The ability to recognize the existence of a wet or dry micro-annulus is critical for cement sheath evaluation and is discussed through two new interpretation workflows using ultrasonic and sonic logs. Firstly, we introduce a new ultrasonic (TIGHT model) interpretation workflow that improves discrimination of light-weight solids from displaced muds and enables identification of dry micro-annulus situations. Secondly, we introduce a new integrated workflow that combines sonic amplitude / attenuation with ultrasonic measurements in the acoustic impedance (AI) space (Sonic vs ultrasonic acoustic impedance). Through this approach, we demonstrate how we can identify cement that is well bonded and discriminate from those with a dry or a wet micro-annulus.

The workflows were applied to data acquired in wells where we compared the results of conventional interpretation approaches as well as those discussed in the two workflows. The gap caused by the detachment of cement from casing (de-bonded cement), either wet or dry micro-annulus, can affect the log responses differently and sometimes significantly. The effect of micro-annulus on logs can be recognized which then facilitates correct assessment of the cement sheath behavior. We note that the log response in the presence of a dry micro-annulus may be different to that for a wet micro-annulus. In the case of a dry micro-annulus, even with relatively smaller gaps between cement and casing, conventional approaches to interpretation of the sonic and ultrasonic logs can completely miss "seeing" the cement.

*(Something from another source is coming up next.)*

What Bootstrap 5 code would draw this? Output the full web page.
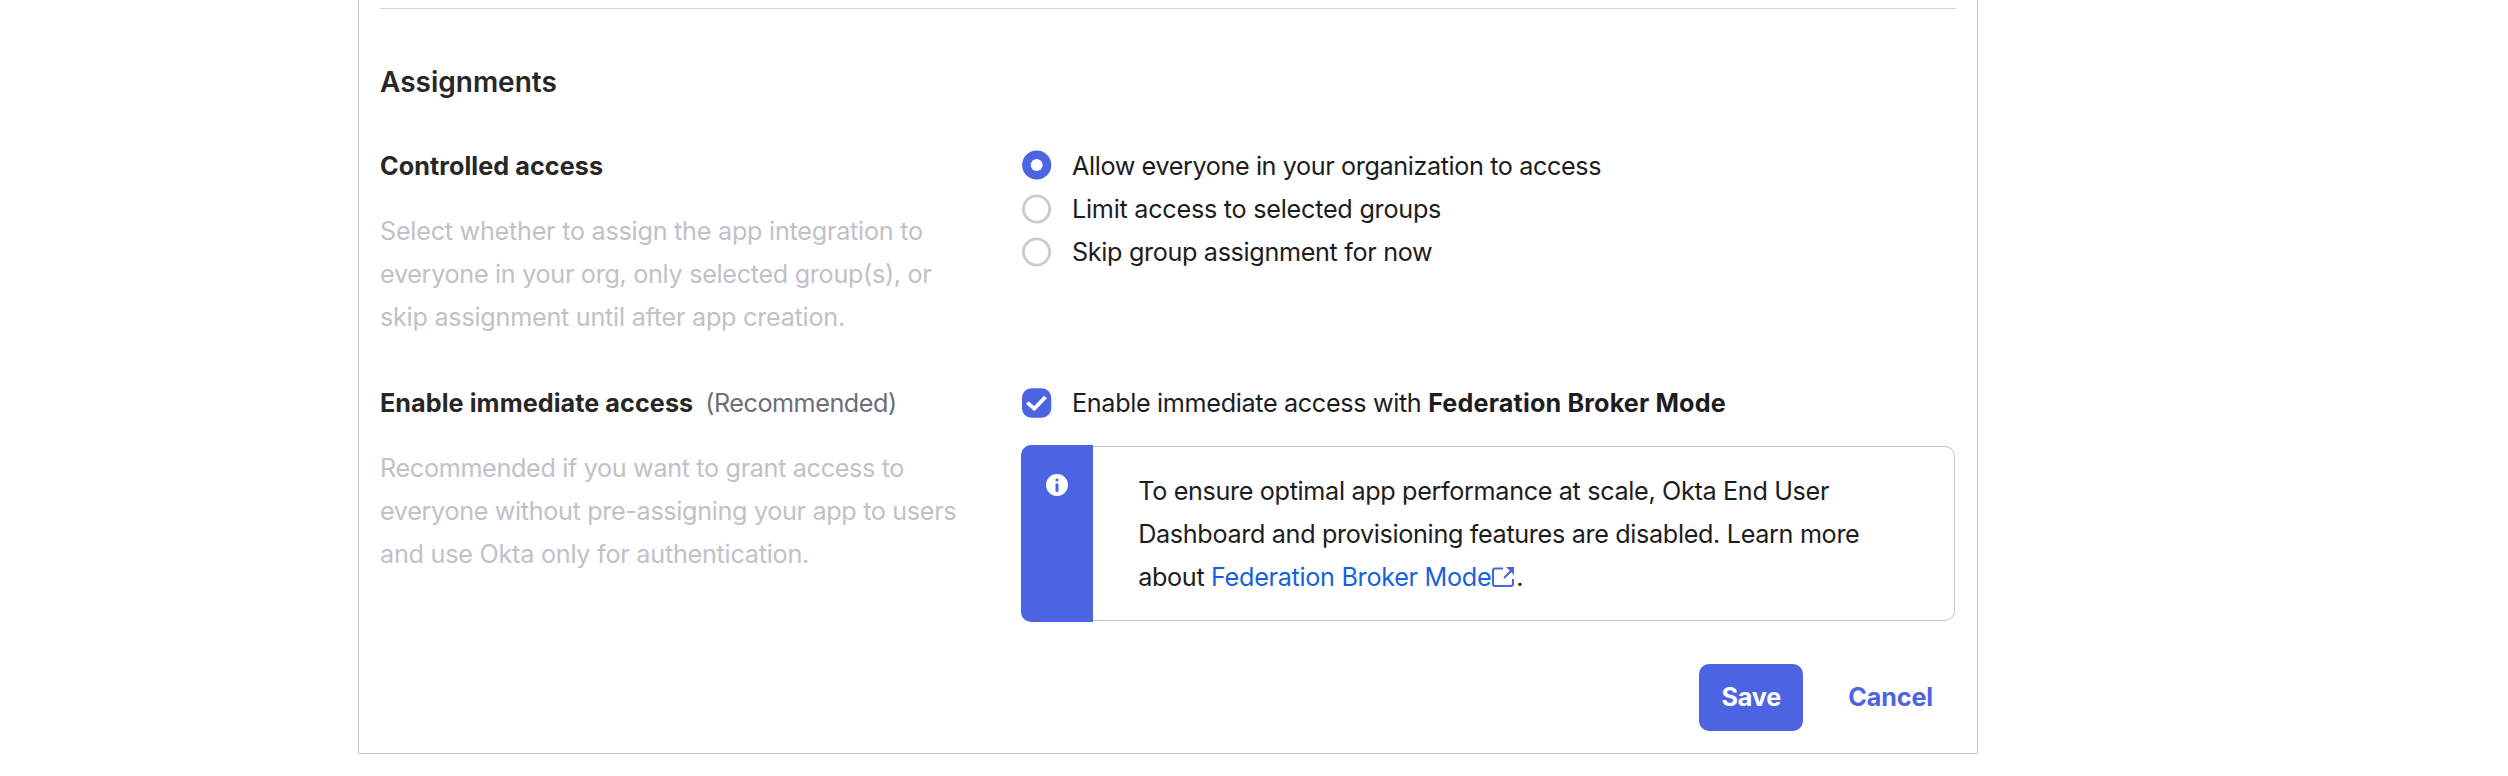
<!DOCTYPE html>
<html lang="en">
<head>
<meta charset="utf-8">
<title>Assignments</title>
<link rel="stylesheet" href="https://cdn.jsdelivr.net/npm/bootstrap@5.3.0/dist/css/bootstrap.min.css">
<style>
body{font-family:Inter,sans-serif;font-size:25.2px;line-height:43.2px;letter-spacing:-.34px;color:#1d1d21;background:#fff;overflow:hidden}
.panel{width:1620px;height:754px;margin-left:358px;border:1px solid #c6c7c9;border-top:0;padding:8px 21px 0}
.rule{height:1px;background:#d2d3d5}
.section-title{font-size:28px;line-height:40px;font-weight:600;letter-spacing:0;margin:53px 0 43px;color:#272727}
.field-row{height:237px}
.field-side{width:641px}
.field-name{font-weight:700;letter-spacing:.06px}
.field-side .field-name{color:#272727}
.mode-name{letter-spacing:.15px}
.hint{color:#c1c1c8;margin-top:21.8px}
.optional{color:#6e6e78;margin-left:12px;letter-spacing:-.48px}
.snug{letter-spacing:-.39px}
.roomy{letter-spacing:-.25px}
.even{letter-spacing:-.31px}
.choice{gap:20.5px;height:43.2px}
.tick{flex:none;width:30px;height:30px;display:block;margin:-2.2px 0 0 .5px}
.tick-on{margin-top:-2.8px}
.tick-box{margin-top:-.8px}
.callout{height:177px;width:934px;margin-top:19.8px}
.callout-bar{width:72px;background:#4c64e1;border-radius:10px 0 0 10px;padding:29px 0 0 25px}
.callout-body{margin:1px 0;border:1px solid #c6c7c9;border-left:0;border-radius:0 10px 10px 0;padding:22.8px 0 0 45.2px}
.doc-link{color:#1662dd;text-decoration:none;letter-spacing:-.3px}
.doc-link svg{margin:0 2px -1px 1px;vertical-align:baseline}
.actions{gap:23px;margin-top:42px;padding-right:1px}
.action{border:0;border-radius:10px;font-size:25.2px;font-weight:700;line-height:43.2px;letter-spacing:-.15px;height:67px;padding:12px 22px}
.action-save,.action-save:hover{background:#4c64e1;color:#fff;width:104px}
.action-cancel{color:#4c64e1}
</style>
</head>
<body>
<main class="panel">
  <div class="rule"></div>
  <h2 class="section-title">Assignments</h2>
  <section class="field-row d-flex">
    <div class="field-side flex-shrink-0">
      <div class="field-name">Controlled access</div>
      <p class="hint roomy mb-0">Select whether to assign the app integration to<br><span class="even">everyone in your org, only selected group(s), or</span><br>skip assignment until after app creation.</p>
    </div>
    <div>
      <label class="choice d-flex align-items-center"><svg class="tick tick-on" viewBox="0 0 30 30"><circle cx="14.7" cy="15" r="14.6" fill="#4c64e1"/><circle cx="14.7" cy="15" r="6" fill="#fff"/></svg><span class="snug">Allow everyone in your organization to access</span></label>
      <label class="choice d-flex align-items-center"><svg class="tick" viewBox="0 0 30 30"><circle cx="14.6" cy="15" r="13.1" fill="none" stroke="#cbcbcb" stroke-width="2.9"/></svg><span class="roomy">Limit access to selected groups</span></label>
      <label class="choice d-flex align-items-center"><svg class="tick" viewBox="0 0 30 30"><circle cx="14.6" cy="15" r="13.1" fill="none" stroke="#cbcbcb" stroke-width="2.9"/></svg><span>Skip group assignment for now</span></label>
    </div>
  </section>
  <section class="d-flex">
    <div class="field-side flex-shrink-0">
      <div><span class="field-name">Enable immediate access</span><span class="optional">(Recommended)</span></div>
      <p class="hint mb-0">Recommended if you want to grant access to<br>everyone without pre-assigning your app to users<br><span class="roomy">and use Okta only for authentication.</span></p>
    </div>
    <div>
      <label class="choice d-flex align-items-center"><svg class="tick tick-box" viewBox="0 0 30 30"><rect x="0" y=".3" width="29.2" height="29.4" rx="9.5" fill="#4c64e1"/><path d="M5.3 14.6 12.3 20.6 23.5 9" fill="none" stroke="#fff" stroke-width="3.8"/></svg><span>Enable immediate access with <span class="field-name mode-name">Federation Broker Mode</span></span></label>
      <div class="callout d-flex">
        <div class="callout-bar flex-shrink-0"><svg class="d-block" width="22" height="22" viewBox="0 0 22 22"><circle cx="11" cy="11" r="11" fill="#fff"/><circle cx="11" cy="6" r="1.6" fill="#4c64e1"/><path d="M9.5 9.5h3v8.3h-3z" fill="#4c64e1"/></svg></div>
        <div class="callout-body flex-grow-1">To ensure optimal app performance at scale, Okta End User<br>Dashboard and provisioning features are disabled. Learn more<br>about <a class="doc-link" href="#">Federation Broker Mode<svg width="22" height="20" viewBox="0 0 22 20" fill="none" stroke="#4c64e1" stroke-width="2"><path d="M11 1.5H3Q1 1.5 1 3.5V17q0 2 2 2h16q2 0 2-2v-5"/><path d="m12 11 7-7"/><path d="M14 0h8v8z" fill="#4c64e1" stroke="none"/></svg></a>.</div>
      </div>
    </div>
  </section>
  <div class="actions d-flex justify-content-end"><button class="btn action action-save">Save</button><button class="btn action action-cancel">Cancel</button></div>
</main>
<script src="https://cdn.jsdelivr.net/npm/bootstrap@5.3.0/dist/js/bootstrap.bundle.min.js"></script>
</body>
</html>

We observe that the integration of ultrasonic and sonic measurements through these workflows has the potential to improve the quality and reliability of cement evaluation when cements de-bond from casing. The ability to do so with existing ultrasonic and sonic technology not only helps improve confidence on cement sheath evaluation but also has the potential to reduce unwanted and costly remediation decisions.